WHAT IS EXPECTED:
Write out each line beneath this one exactly as it reads.
__________
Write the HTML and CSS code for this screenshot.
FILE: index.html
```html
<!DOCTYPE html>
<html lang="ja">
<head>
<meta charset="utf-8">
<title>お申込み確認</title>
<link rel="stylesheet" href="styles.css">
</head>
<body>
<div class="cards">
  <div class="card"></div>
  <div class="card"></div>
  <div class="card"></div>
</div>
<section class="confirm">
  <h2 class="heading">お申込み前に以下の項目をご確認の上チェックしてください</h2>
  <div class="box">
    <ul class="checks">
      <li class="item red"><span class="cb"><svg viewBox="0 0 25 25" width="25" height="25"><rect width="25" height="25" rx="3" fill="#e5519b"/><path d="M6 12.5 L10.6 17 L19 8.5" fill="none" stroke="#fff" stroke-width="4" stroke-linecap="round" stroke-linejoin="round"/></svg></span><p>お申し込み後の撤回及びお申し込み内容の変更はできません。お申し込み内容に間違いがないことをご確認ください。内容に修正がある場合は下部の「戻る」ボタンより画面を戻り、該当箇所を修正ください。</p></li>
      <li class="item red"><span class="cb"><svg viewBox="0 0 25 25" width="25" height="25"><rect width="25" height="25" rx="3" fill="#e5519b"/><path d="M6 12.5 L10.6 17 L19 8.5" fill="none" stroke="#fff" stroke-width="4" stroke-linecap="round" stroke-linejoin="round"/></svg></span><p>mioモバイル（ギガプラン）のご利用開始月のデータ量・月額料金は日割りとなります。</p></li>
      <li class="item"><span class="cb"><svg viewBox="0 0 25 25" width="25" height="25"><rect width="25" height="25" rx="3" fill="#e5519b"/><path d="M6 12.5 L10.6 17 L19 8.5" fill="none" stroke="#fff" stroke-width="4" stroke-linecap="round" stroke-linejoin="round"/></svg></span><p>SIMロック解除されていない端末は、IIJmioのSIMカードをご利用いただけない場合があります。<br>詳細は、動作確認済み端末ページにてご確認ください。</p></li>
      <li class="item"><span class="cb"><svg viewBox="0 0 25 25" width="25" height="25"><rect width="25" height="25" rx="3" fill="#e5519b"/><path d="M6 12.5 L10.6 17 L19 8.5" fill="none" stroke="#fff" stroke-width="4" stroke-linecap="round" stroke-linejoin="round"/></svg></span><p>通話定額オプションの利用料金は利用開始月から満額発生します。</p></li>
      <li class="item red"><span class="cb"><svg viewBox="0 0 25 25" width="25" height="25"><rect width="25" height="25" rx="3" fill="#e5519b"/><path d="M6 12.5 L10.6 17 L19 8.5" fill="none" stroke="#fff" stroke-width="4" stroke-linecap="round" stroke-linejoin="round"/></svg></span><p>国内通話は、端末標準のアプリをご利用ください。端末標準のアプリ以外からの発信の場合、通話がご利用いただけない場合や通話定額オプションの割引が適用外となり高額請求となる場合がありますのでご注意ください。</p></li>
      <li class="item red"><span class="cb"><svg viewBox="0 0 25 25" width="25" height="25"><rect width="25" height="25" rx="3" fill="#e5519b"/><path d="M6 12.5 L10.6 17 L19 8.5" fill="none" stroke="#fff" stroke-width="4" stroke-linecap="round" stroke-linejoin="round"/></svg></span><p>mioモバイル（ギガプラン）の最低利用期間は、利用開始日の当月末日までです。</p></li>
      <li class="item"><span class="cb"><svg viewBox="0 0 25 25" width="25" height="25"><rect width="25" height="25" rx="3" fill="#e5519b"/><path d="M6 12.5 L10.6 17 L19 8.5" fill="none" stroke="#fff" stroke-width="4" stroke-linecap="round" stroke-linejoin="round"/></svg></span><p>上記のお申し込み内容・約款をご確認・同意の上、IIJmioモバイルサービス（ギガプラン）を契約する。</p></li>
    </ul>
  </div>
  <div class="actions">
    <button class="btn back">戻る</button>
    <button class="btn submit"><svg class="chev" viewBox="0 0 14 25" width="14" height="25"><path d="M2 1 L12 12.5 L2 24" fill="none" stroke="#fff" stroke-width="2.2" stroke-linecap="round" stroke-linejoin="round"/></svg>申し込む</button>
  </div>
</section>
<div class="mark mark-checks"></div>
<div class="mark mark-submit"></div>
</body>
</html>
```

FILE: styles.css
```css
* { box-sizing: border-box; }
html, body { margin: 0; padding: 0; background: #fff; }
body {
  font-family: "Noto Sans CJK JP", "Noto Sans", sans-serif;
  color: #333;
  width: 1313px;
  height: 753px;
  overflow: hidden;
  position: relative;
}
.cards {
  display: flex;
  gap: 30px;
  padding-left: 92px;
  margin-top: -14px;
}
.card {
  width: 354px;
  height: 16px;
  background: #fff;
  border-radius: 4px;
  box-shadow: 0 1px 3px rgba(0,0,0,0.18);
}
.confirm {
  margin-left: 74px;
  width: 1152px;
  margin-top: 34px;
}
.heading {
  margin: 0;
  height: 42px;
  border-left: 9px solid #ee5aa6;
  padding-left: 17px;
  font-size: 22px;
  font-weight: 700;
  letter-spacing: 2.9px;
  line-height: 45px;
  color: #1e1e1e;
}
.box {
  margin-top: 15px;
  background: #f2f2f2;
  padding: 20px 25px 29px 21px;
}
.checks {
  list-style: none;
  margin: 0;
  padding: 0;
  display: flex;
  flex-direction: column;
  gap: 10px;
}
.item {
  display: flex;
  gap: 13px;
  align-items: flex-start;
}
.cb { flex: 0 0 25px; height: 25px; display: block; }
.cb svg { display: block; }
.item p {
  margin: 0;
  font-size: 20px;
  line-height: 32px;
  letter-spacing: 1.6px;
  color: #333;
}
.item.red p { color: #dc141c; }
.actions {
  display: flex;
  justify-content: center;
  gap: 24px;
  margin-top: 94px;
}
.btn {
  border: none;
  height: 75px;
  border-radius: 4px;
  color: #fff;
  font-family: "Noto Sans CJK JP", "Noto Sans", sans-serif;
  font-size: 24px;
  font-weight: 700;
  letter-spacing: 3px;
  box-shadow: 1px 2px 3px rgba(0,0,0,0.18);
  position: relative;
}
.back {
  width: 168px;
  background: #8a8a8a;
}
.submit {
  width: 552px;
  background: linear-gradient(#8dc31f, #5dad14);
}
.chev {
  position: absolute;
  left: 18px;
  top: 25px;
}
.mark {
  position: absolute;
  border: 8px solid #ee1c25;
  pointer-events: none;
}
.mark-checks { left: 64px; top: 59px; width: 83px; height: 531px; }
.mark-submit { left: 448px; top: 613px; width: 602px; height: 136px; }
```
__________
FINISHED TASK:
Write the HTML and CSS code for this screenshot.
FILE: index.html
```html
<!DOCTYPE html>
<html lang="ja">
<head>
<meta charset="utf-8">
<title>お申込み確認</title>
<link rel="stylesheet" href="styles.css">
</head>
<body>
<div class="cards">
  <div class="card"></div>
  <div class="card"></div>
  <div class="card"></div>
</div>
<section class="confirm">
  <h2 class="heading">お申込み前に以下の項目をご確認の上チェックしてください</h2>
  <div class="box">
    <ul class="checks">
      <li class="item red"><span class="cb"><svg viewBox="0 0 25 25" width="25" height="25"><rect width="25" height="25" rx="3" fill="#e5519b"/><path d="M6 12.5 L10.6 17 L19 8.5" fill="none" stroke="#fff" stroke-width="4" stroke-linecap="round" stroke-linejoin="round"/></svg></span><p>お申し込み後の撤回及びお申し込み内容の変更はできません。お申し込み内容に間違いがないことをご確認ください。内容に修正がある場合は下部の「戻る」ボタンより画面を戻り、該当箇所を修正ください。</p></li>
      <li class="item red"><span class="cb"><svg viewBox="0 0 25 25" width="25" height="25"><rect width="25" height="25" rx="3" fill="#e5519b"/><path d="M6 12.5 L10.6 17 L19 8.5" fill="none" stroke="#fff" stroke-width="4" stroke-linecap="round" stroke-linejoin="round"/></svg></span><p>mioモバイル（ギガプラン）のご利用開始月のデータ量・月額料金は日割りとなります。</p></li>
      <li class="item"><span class="cb"><svg viewBox="0 0 25 25" width="25" height="25"><rect width="25" height="25" rx="3" fill="#e5519b"/><path d="M6 12.5 L10.6 17 L19 8.5" fill="none" stroke="#fff" stroke-width="4" stroke-linecap="round" stroke-linejoin="round"/></svg></span><p>SIMロック解除されていない端末は、IIJmioのSIMカードをご利用いただけない場合があります。<br>詳細は、動作確認済み端末ページにてご確認ください。</p></li>
      <li class="item"><span class="cb"><svg viewBox="0 0 25 25" width="25" height="25"><rect width="25" height="25" rx="3" fill="#e5519b"/><path d="M6 12.5 L10.6 17 L19 8.5" fill="none" stroke="#fff" stroke-width="4" stroke-linecap="round" stroke-linejoin="round"/></svg></span><p>通話定額オプションの利用料金は利用開始月から満額発生します。</p></li>
      <li class="item red"><span class="cb"><svg viewBox="0 0 25 25" width="25" height="25"><rect width="25" height="25" rx="3" fill="#e5519b"/><path d="M6 12.5 L10.6 17 L19 8.5" fill="none" stroke="#fff" stroke-width="4" stroke-linecap="round" stroke-linejoin="round"/></svg></span><p>国内通話は、端末標準のアプリをご利用ください。端末標準のアプリ以外からの発信の場合、通話がご利用いただけない場合や通話定額オプションの割引が適用外となり高額請求となる場合がありますのでご注意ください。</p></li>
      <li class="item red"><span class="cb"><svg viewBox="0 0 25 25" width="25" height="25"><rect width="25" height="25" rx="3" fill="#e5519b"/><path d="M6 12.5 L10.6 17 L19 8.5" fill="none" stroke="#fff" stroke-width="4" stroke-linecap="round" stroke-linejoin="round"/></svg></span><p>mioモバイル（ギガプラン）の最低利用期間は、利用開始日の当月末日までです。</p></li>
      <li class="item"><span class="cb"><svg viewBox="0 0 25 25" width="25" height="25"><rect width="25" height="25" rx="3" fill="#e5519b"/><path d="M6 12.5 L10.6 17 L19 8.5" fill="none" stroke="#fff" stroke-width="4" stroke-linecap="round" stroke-linejoin="round"/></svg></span><p>上記のお申し込み内容・約款をご確認・同意の上、IIJmioモバイルサービス（ギガプラン）を契約する。</p></li>
    </ul>
  </div>
  <div class="actions">
    <button class="btn back">戻る</button>
    <button class="btn submit"><svg class="chev" viewBox="0 0 14 25" width="14" height="25"><path d="M2 1 L12 12.5 L2 24" fill="none" stroke="#fff" stroke-width="2.2" stroke-linecap="round" stroke-linejoin="round"/></svg>申し込む</button>
  </div>
</section>
<div class="mark mark-checks"></div>
<div class="mark mark-submit"></div>
</body>
</html>
```

FILE: styles.css
```css
* { box-sizing: border-box; }
html, body { margin: 0; padding: 0; background: #fff; }
body {
  font-family: "Noto Sans CJK JP", "Noto Sans", sans-serif;
  color: #333;
  width: 1313px;
  height: 753px;
  overflow: hidden;
  position: relative;
}
.cards {
  display: flex;
  gap: 30px;
  padding-left: 92px;
  margin-top: -14px;
}
.card {
  width: 354px;
  height: 16px;
  background: #fff;
  border-radius: 4px;
  box-shadow: 0 1px 3px rgba(0,0,0,0.18);
}
.confirm {
  margin-left: 74px;
  width: 1152px;
  margin-top: 34px;
}
.heading {
  margin: 0;
  height: 42px;
  border-left: 9px solid #ee5aa6;
  padding-left: 17px;
  font-size: 22px;
  font-weight: 700;
  letter-spacing: 2.9px;
  line-height: 45px;
  color: #1e1e1e;
}
.box {
  margin-top: 15px;
  background: #f2f2f2;
  padding: 20px 25px 29px 21px;
}
.checks {
  list-style: none;
  margin: 0;
  padding: 0;
  display: flex;
  flex-direction: column;
  gap: 10px;
}
.item {
  display: flex;
  gap: 13px;
  align-items: flex-start;
}
.cb { flex: 0 0 25px; height: 25px; display: block; }
.cb svg { display: block; }
.item p {
  margin: 0;
  font-size: 20px;
  line-height: 32px;
  letter-spacing: 1.6px;
  color: #333;
}
.item.red p { color: #dc141c; }
.actions {
  display: flex;
  justify-content: center;
  gap: 24px;
  margin-top: 94px;
}
.btn {
  border: none;
  height: 75px;
  border-radius: 4px;
  color: #fff;
  font-family: "Noto Sans CJK JP", "Noto Sans", sans-serif;
  font-size: 24px;
  font-weight: 700;
  letter-spacing: 3px;
  box-shadow: 1px 2px 3px rgba(0,0,0,0.18);
  position: relative;
}
.back {
  width: 168px;
  background: #8a8a8a;
}
.submit {
  width: 552px;
  background: linear-gradient(#8dc31f, #5dad14);
}
.chev {
  position: absolute;
  left: 18px;
  top: 25px;
}
.mark {
  position: absolute;
  border: 8px solid #ee1c25;
  pointer-events: none;
}
.mark-checks { left: 64px; top: 59px; width: 83px; height: 531px; }
.mark-submit { left: 448px; top: 613px; width: 602px; height: 136px; }
```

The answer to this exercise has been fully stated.